▶ _Given exercise_:
Omit all images. Transcribe the rest of the material below exactly.

▶ _Collected material_:
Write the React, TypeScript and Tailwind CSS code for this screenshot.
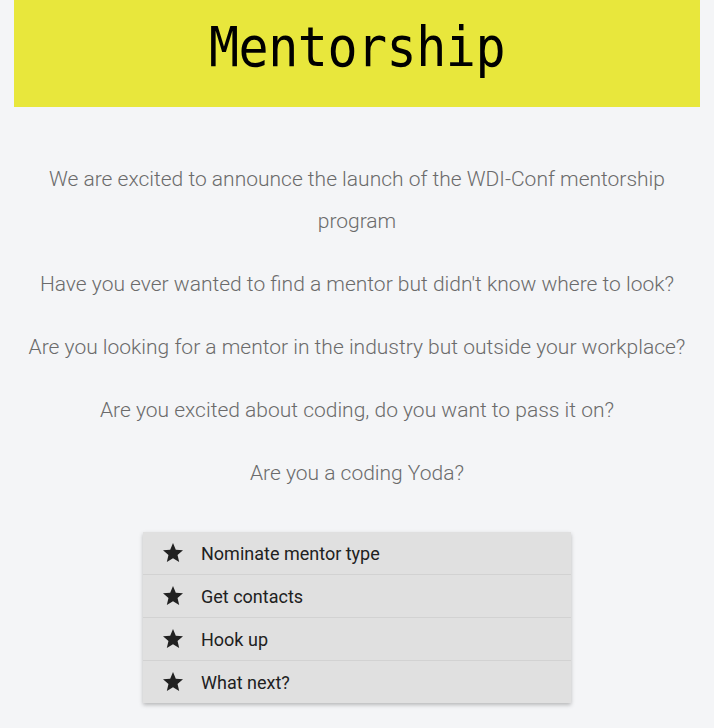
const questions = [
  "Have you ever wanted to find a mentor but didn't know where to look?",
  "Are you looking for a mentor in the industry but outside your workplace?",
  "Are you excited about coding, do you want to pass it on?",
  "Are you a coding Yoda?",
];

const steps = ["Nominate mentor type", "Get contacts", "Hook up", "What next?"];

function StarIcon() {
  return (
    <svg viewBox="0 0 24 24" className="ml-[18px] h-[24px] w-[24px] fill-[#212121]">
      <path d="M12 17.27L18.18 21l-1.64-7.03L22 9.24l-7.19-.61L12 2 9.19 8.63 2 9.24l5.46 4.73L5.82 21z" />
    </svg>
  );
}

export default function App() {
  return (
    <div className="min-h-[728px] bg-[#f4f5f7] px-[14px] font-['Roboto',sans-serif]">
      {/* header */}
      <div className="flex h-[107px] items-start justify-center bg-[#e8e73c] pt-[10px]">
        <h1 className="origin-top scale-y-110 font-['DejaVu_Sans_Mono',monospace] text-[50px] leading-[68px] tracking-[-0.5px] text-black">
          Mentorship
        </h1>
      </div>

      <div className="mx-auto mt-[51px] w-[672px] text-center text-[21px] font-light leading-[42px] text-[#6b6b6b]">
        <p className="px-[6px]">
          We are excited to announce the launch of the WDI-Conf mentorship program
        </p>
        {questions.map((q) => (
          <p key={q} className="mt-[21px]">
            {q}
          </p>
        ))}
      </div>

      {/* steps */}
      <ul className="mx-auto mt-[38px] w-[428px] bg-[#e0e0e0] shadow-[0_2px_4px_rgba(0,0,0,0.25)]">
        {steps.map((s, i) => (
          <li
            key={s}
            className={`flex h-[42px] box-content items-center text-[18px] text-[#212121] ${
              i < steps.length - 1 ? "border-b border-[#d2d2d2]" : ""
            }`}
          >
            <StarIcon />
            <span className="ml-[16px]">{s}</span>
          </li>
        ))}
      </ul>
    </div>
  );
}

▶ _The answer_:
Write the React, TypeScript and Tailwind CSS code for this screenshot.
const questions = [
  "Have you ever wanted to find a mentor but didn't know where to look?",
  "Are you looking for a mentor in the industry but outside your workplace?",
  "Are you excited about coding, do you want to pass it on?",
  "Are you a coding Yoda?",
];

const steps = ["Nominate mentor type", "Get contacts", "Hook up", "What next?"];

function StarIcon() {
  return (
    <svg viewBox="0 0 24 24" className="ml-[18px] h-[24px] w-[24px] fill-[#212121]">
      <path d="M12 17.27L18.18 21l-1.64-7.03L22 9.24l-7.19-.61L12 2 9.19 8.63 2 9.24l5.46 4.73L5.82 21z" />
    </svg>
  );
}

export default function App() {
  return (
    <div className="min-h-[728px] bg-[#f4f5f7] px-[14px] font-['Roboto',sans-serif]">
      {/* header */}
      <div className="flex h-[107px] items-start justify-center bg-[#e8e73c] pt-[10px]">
        <h1 className="origin-top scale-y-110 font-['DejaVu_Sans_Mono',monospace] text-[50px] leading-[68px] tracking-[-0.5px] text-black">
          Mentorship
        </h1>
      </div>

      <div className="mx-auto mt-[51px] w-[672px] text-center text-[21px] font-light leading-[42px] text-[#6b6b6b]">
        <p className="px-[6px]">
          We are excited to announce the launch of the WDI-Conf mentorship program
        </p>
        {questions.map((q) => (
          <p key={q} className="mt-[21px]">
            {q}
          </p>
        ))}
      </div>

      {/* steps */}
      <ul className="mx-auto mt-[38px] w-[428px] bg-[#e0e0e0] shadow-[0_2px_4px_rgba(0,0,0,0.25)]">
        {steps.map((s, i) => (
          <li
            key={s}
            className={`flex h-[42px] box-content items-center text-[18px] text-[#212121] ${
              i < steps.length - 1 ? "border-b border-[#d2d2d2]" : ""
            }`}
          >
            <StarIcon />
            <span className="ml-[16px]">{s}</span>
          </li>
        ))}
      </ul>
    </div>
  );
}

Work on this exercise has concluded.